→ Listing:
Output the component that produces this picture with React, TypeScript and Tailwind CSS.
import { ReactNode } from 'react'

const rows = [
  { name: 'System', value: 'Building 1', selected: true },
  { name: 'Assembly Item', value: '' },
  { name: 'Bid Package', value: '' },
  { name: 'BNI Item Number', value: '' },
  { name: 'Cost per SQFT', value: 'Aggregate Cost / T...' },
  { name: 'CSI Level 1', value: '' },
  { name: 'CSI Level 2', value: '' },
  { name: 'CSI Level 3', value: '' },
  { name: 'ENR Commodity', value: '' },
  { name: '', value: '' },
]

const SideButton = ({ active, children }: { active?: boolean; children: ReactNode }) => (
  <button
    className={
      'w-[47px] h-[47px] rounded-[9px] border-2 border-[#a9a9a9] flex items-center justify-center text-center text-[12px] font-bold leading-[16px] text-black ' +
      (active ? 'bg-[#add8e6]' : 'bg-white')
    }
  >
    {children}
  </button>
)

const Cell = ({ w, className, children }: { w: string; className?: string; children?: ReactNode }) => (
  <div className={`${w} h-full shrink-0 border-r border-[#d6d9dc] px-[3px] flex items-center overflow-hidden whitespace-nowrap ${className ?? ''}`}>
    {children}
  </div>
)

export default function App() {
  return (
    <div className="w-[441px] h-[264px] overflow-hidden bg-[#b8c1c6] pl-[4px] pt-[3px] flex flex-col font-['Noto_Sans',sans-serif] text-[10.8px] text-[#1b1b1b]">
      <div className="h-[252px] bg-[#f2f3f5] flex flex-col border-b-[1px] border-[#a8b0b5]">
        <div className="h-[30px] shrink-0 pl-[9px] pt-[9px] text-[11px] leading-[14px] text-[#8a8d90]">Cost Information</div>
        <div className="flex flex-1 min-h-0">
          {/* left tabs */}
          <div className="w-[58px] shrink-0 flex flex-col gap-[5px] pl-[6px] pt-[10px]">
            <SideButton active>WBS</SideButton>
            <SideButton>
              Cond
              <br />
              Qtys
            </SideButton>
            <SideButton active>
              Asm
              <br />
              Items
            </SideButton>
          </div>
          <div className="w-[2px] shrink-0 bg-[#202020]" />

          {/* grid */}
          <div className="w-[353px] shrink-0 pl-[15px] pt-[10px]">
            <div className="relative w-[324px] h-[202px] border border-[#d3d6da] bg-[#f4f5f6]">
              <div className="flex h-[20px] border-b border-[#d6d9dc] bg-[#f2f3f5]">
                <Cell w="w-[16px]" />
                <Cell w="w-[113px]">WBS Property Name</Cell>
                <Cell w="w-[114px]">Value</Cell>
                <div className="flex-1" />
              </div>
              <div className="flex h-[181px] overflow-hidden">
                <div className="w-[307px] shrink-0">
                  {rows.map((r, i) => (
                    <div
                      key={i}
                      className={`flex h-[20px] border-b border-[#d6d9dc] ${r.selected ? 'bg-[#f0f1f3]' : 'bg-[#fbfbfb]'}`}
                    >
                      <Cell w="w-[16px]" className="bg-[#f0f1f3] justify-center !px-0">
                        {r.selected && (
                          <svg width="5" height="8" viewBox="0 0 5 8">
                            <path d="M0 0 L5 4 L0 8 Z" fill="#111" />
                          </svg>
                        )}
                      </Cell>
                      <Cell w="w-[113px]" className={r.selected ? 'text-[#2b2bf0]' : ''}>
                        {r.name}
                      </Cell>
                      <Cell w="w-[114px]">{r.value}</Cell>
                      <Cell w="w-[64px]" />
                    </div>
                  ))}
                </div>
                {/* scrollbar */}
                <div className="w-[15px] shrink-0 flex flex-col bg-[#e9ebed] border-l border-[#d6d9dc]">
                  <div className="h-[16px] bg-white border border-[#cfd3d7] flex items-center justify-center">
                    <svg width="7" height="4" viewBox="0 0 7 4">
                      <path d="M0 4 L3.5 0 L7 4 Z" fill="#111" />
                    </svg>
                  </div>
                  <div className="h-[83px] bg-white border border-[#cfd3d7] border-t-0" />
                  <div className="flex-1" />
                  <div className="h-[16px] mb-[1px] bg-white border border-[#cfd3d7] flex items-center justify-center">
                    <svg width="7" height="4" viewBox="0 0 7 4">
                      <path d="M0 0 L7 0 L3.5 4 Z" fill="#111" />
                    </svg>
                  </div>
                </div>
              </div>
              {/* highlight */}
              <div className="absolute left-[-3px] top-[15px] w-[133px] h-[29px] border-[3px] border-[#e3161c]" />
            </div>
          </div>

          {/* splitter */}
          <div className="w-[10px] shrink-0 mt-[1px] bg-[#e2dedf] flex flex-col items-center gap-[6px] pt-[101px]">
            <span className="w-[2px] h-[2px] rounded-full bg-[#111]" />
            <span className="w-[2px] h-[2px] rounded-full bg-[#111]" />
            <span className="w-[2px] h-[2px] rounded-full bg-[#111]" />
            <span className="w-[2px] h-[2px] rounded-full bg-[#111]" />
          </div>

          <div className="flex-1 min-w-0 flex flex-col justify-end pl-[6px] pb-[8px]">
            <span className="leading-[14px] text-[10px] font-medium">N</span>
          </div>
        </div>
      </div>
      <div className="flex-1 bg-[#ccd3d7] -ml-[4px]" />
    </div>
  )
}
...
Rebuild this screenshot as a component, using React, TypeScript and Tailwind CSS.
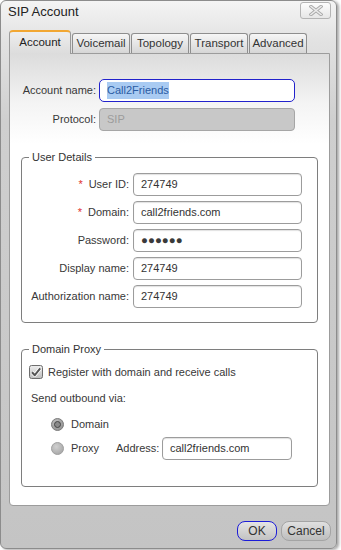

→ Instruction:
Return every line holding the word "this" from the records.

→ Task result:
Output the component that produces this picture with React, TypeScript and Tailwind CSS.
Rebuild this screenshot as a component, using React, TypeScript and Tailwind CSS.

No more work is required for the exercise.